I think the Church's attitude toward sex is life-denying. I think sex is good or bad depending on the context of the relationship. A marriage approved by the Church does not make sex within a marriage a positive thing. And, conversely, sex between unmarried people is not automatically a negative thing.
Love, affection, and caring, sanctify the experience, not an institution that knows little of what is really going on between the two people. I find the legalistic mentality of the Church militates against what is best in human experience.
Masturbation is a mortal sin according to the Church. In other words, it is a very serious offense to God. You did something really bad. Bad enough to deserve being punished forever. Yet the vast majority of humans have masturbated. So, the only logical conclusion is that most of the human race is horrible, and deserves to go to Hell.
I don't buy that at all.

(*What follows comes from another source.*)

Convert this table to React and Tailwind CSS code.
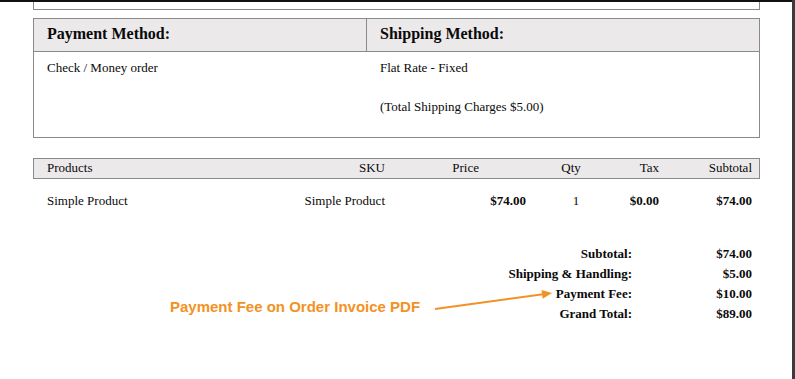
import React from 'react';

const serif = { fontFamily: '"Liberation Serif", "Times New Roman", serif' };

const totals = [
  { label: 'Subtotal:', value: '$74.00' },
  { label: 'Shipping & Handling:', value: '$5.00' },
  { label: 'Payment Fee:', value: '$10.00' },
  { label: 'Grand Total:', value: '$89.00' },
];

const InvoicePage = () => {
  return (
    <div className="relative flex h-[379px] w-full overflow-hidden bg-white text-[#0a0a0a]" style={serif}>
      <div className="flex-1 border-t-2 border-[#111] pl-[33px] pr-[32px]">
        {/* tail of the address block above */}
        <div className="h-[8px] border-x border-b border-[#8a8a8a]" />

        {/* payment / shipping methods */}
        <div className="mt-[8px] border border-[#8a8a8a]">
          <div className="grid grid-cols-[333px_1fr] border-b border-[#8a8a8a] bg-[#ece9ea]">
            <div className="h-[32px] border-r border-[#8a8a8a] pl-[13px] pt-[5px] text-[16px] font-bold leading-[20px]">
              Payment Method:
            </div>
            <div className="h-[32px] pl-[13px] pt-[5px] text-[16px] font-bold leading-[20px]">
              Shipping Method:
            </div>
          </div>
          <div className="grid h-[85px] grid-cols-[333px_1fr] text-[13px] leading-4">
            <div className="pl-[13px] pt-[8px]">Check / Money order</div>
            <div className="pl-[13px] pt-[8px]">
              <p>Flat Rate - Fixed</p>
              <p className="mt-[23px]">(Total Shipping Charges $5.00)</p>
            </div>
          </div>
        </div>

        {/* ordered items */}
        <div className="mt-[20px] grid h-[21px] grid-cols-[266px_85px_146px_80px_48px_1fr] border border-[#8a8a8a] bg-[#ece9ea] pt-[1px] text-[13px] leading-4">
          <div className="pl-[13px]">Products</div>
          <div className="text-right">SKU</div>
          <div className="pr-[52px] text-right">Price</div>
          <div className="text-center">Qty</div>
          <div className="text-right">Tax</div>
          <div className="pr-[7px] text-right">Subtotal</div>
        </div>
        <div className="mt-[14px] grid grid-cols-[267px_85px_146px_80px_48px_1fr] text-[13px] leading-4">
          <div className="pl-[14px]">Simple Product</div>
          <div className="text-right">Simple Product</div>
          <div className="pr-[5px] text-right font-bold">$74.00</div>
          <div className="pl-[10px] text-center">1</div>
          <div className="text-right font-bold">$0.00</div>
          <div className="pr-[8px] text-right font-bold">$74.00</div>
        </div>

        {/* order totals */}
        <div className="mt-[35px] flex flex-col text-[13px] font-bold leading-[20px]">
          {totals.map((row) => (
            <div key={row.label} className="flex justify-end">
              <div className="text-right">{row.label}</div>
              <div className="w-[128px] pr-[8px] text-right">{row.value}</div>
            </div>
          ))}
        </div>
      </div>
      <div className="w-[3px] bg-[#3b3b3d]" />

      {/* callout */}
      <div
        className="absolute left-[170px] top-[297px] whitespace-nowrap text-[15px] font-bold leading-[20px] text-[#f39224]"
        style={{ fontFamily: '"Liberation Sans", Arial, sans-serif' }}
      >
        Payment Fee on Order Invoice PDF
      </div>
      <svg className="absolute left-[430px] top-[283px]" width="130" height="32" viewBox="0 0 130 32">
        <line x1="5" y1="26" x2="113" y2="11.3" stroke="#f39224" strokeWidth="2" />
        <polygon points="122,10 112.7,15.8 111.5,6.9" fill="#f39224" />
      </svg>
    </div>
  );
};

export default function App() {
  return <InvoicePage />;
}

I think the Church's teaching on masturbation is insane, and springs from a Puritanical, ascetic, life-denying mindset.
The Inquisition was behavior so appalling I could never see the Church as a divinely guided institution. These were not just some misguided individuals; this was Church policy! Pope Innocent IV officially sanctioned the use of torture in 1252. (The New Catholic Encyclopedia, 1967, vol. 7, page 538, vol. 14, page 208)

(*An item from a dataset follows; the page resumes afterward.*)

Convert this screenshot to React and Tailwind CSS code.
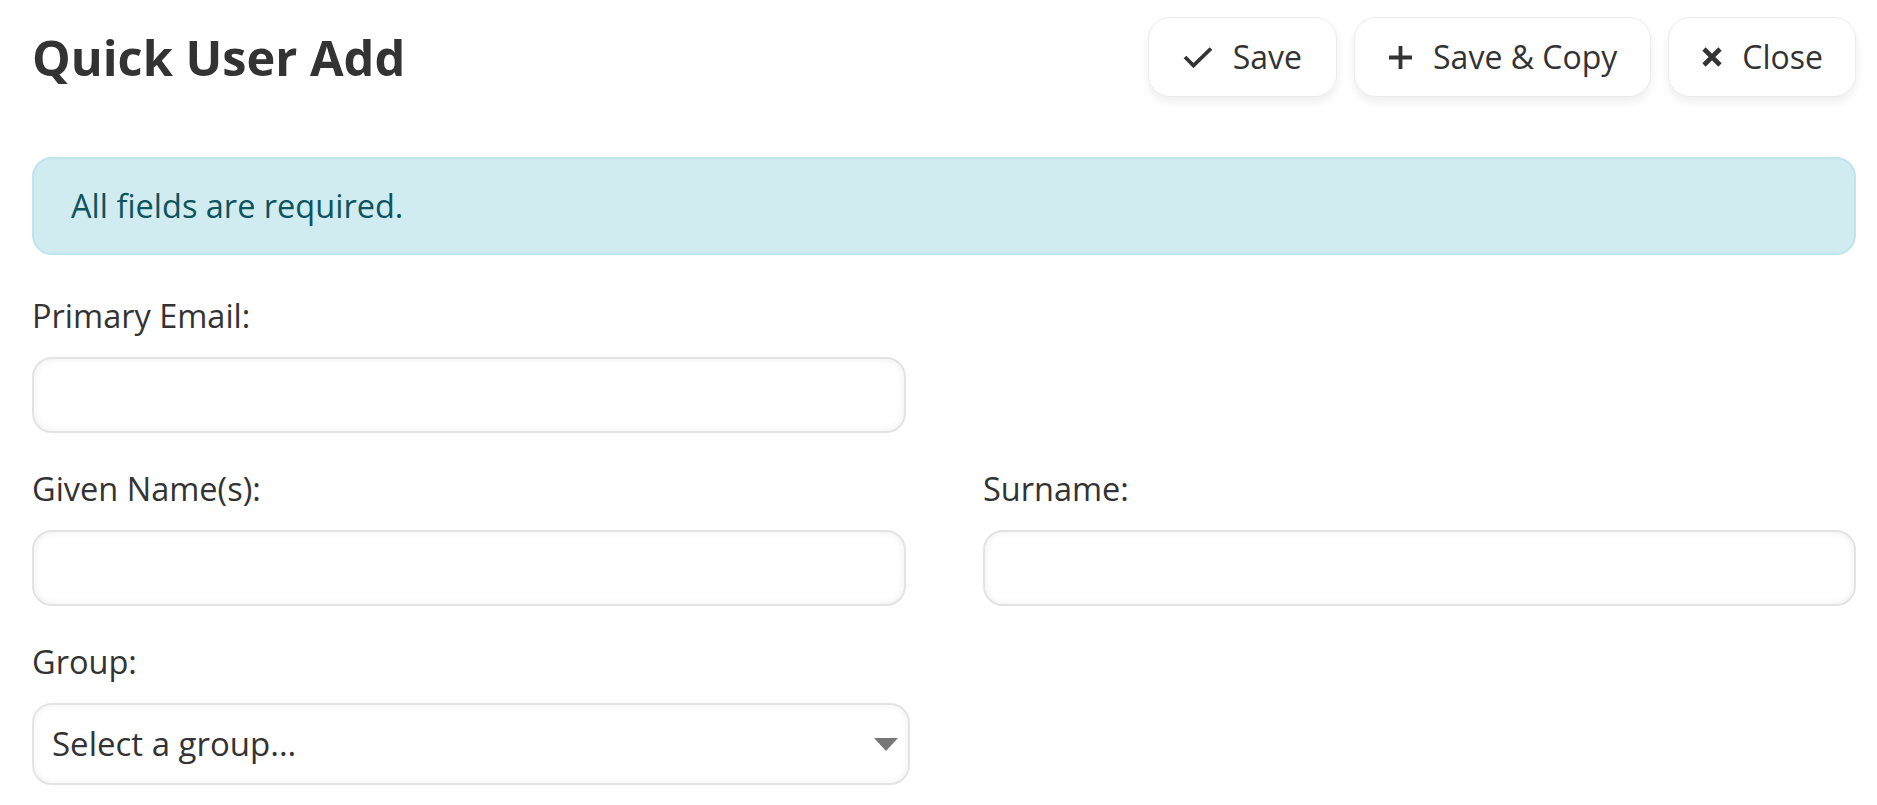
import React from "react";

const CheckIcon = () => (
  <svg width="30" height="22" viewBox="0 0 30 22" fill="none">
    <path d="M2 11 L10.5 19.5 L28 2.5" stroke="#333" strokeWidth="3.8" strokeLinecap="butt" strokeLinejoin="miter" />
  </svg>
);

const PlusIcon = () => (
  <svg width="25" height="25" viewBox="0 0 25 25" fill="none">
    <path d="M12.5 1 V24 M1 12.5 H24" stroke="#333" strokeWidth="3.8" />
  </svg>
);

const XIcon = () => (
  <svg width="20" height="20" viewBox="0 0 20 20" fill="none">
    <path d="M2 2 L18 18 M18 2 L2 18" stroke="#333" strokeWidth="4.6" />
  </svg>
);

function Btn({ icon, children, className = "" }) {
  return (
    <button className={`flex h-[80px] items-center gap-[20px] rounded-[22px] border border-[#ececec] bg-white text-[32px] text-[#333] shadow-[0_5px_10px_rgba(0,0,0,0.07)] ${className}`}>
      {icon}
      <span>{children}</span>
    </button>
  );
}

function Field({ label, className = "" }) {
  return (
    <div className={className}>
      <div className="mb-[17px] text-[32.5px] leading-[48px] text-[#333]">{label}</div>
      <div className="h-[76px] rounded-[20px] border-2 border-[#e3e3e3] bg-white shadow-[inset_0_0_8px_rgba(0,0,0,0.07)]" />
    </div>
  );
}

export default function App() {
  return (
    <div
      className="min-h-[805px] bg-white pl-[32px] pr-[21px] pt-[17px]"
      style={{ fontFamily: '"Open Sans", "Noto Sans", sans-serif' }}
    >
      <div className="flex items-center justify-between">
        <h1 className="text-[48.7px] font-bold leading-none text-[#333]">Quick User Add</h1>
        <div className="flex gap-[17px]">
          <Btn icon={<CheckIcon />} className="px-[34px]">Save</Btn>
          <Btn icon={<PlusIcon />} className="px-[33px]">Save &amp; Copy</Btn>
          <Btn icon={<XIcon />} className="pl-[33px] pr-[32px]">Close</Btn>
        </div>
      </div>

      <div className="mt-[60px] flex h-[98px] items-center rounded-[20px] border-2 border-[#bee5eb] bg-[#d1ecf1] px-[37px] text-[32.5px] text-[#0c5460]">
        All fields are required.
      </div>

      <div className="mt-[37px] grid grid-cols-[874px_873px] gap-x-[77px] gap-y-[32px]">
        <Field label="Primary Email:" />
        <div />
        <Field label="Given Name(s):" />
        <Field label="Surname:" />
        <div className="w-[878px]">
          <div className="mb-[17px] text-[32.5px] leading-[48px] text-[#333]">Group:</div>
          <div className="flex h-[82px] items-center justify-between rounded-[20px] border-2 border-[#e3e3e3] bg-white pl-[18px] pr-[10px] text-[33px] text-[#333] shadow-[inset_0_0_8px_rgba(0,0,0,0.06)]">
            <span>Select a group...</span>
            <svg width="24" height="13" viewBox="0 0 24 13">
              <path d="M0 0 H24 L12 13 Z" fill="#777" />
            </svg>
          </div>
        </div>
      </div>
    </div>
  );
}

No matter how much an apologist may try to excuse or rationalize away such behavior, a divinely guided institution would never, never, support such a policy.
The liberals, of course, readily admit this atrocious evil, but they fail to see that it obliterates any meaningful concept of divine guidance for the Church in matters of faith or morals.
The Church teaches suicide is a mortal sin. That is a compassionless ethic. It puts a lot of decent, and very loved, people in Hell.
The modern catechism backpedals furiously, saying extenuating circumstances, like being emotionally distraught, can mitigate the guilt. Well, who isn't emotionally distraught when they commit suicide!? If the Church had any divine guidance in its moral pronouncements, it never would have promulgated such a cruel principle in the first place.
In the middle ages people believed in the divine right of kings. I think that idea was fostered because the people in power wanted it fostered, and because the masses wished it were true (that God is indeed behind the behavior and decisions of kings).
But it really wasn't true, was it?
Same with the Catholic Church.
People are attributing divine guidance to this institution because they want to believe in God's definitive presence and authority on earth.
But I think the reality is: Catholic theology and moral codes come from the flawed wisdom of fallible human beings, and a gradual, often arbitrary process, and not… from God.
I think, on the one hand, Catholicism serves to give fallible human beings unwarranted power and control. And, on the other, masses of Catholics have submitted to that control because they need something definite to follow, and they like having a shared tradition, whether it makes good sense or not.
But I think we honor God by using our heads and hearts honestly, by following reason and compassion, not by being sheep to the religious powers that be.
I conclude that Catholicism is a false and harmful religion, and is not at all what God wants.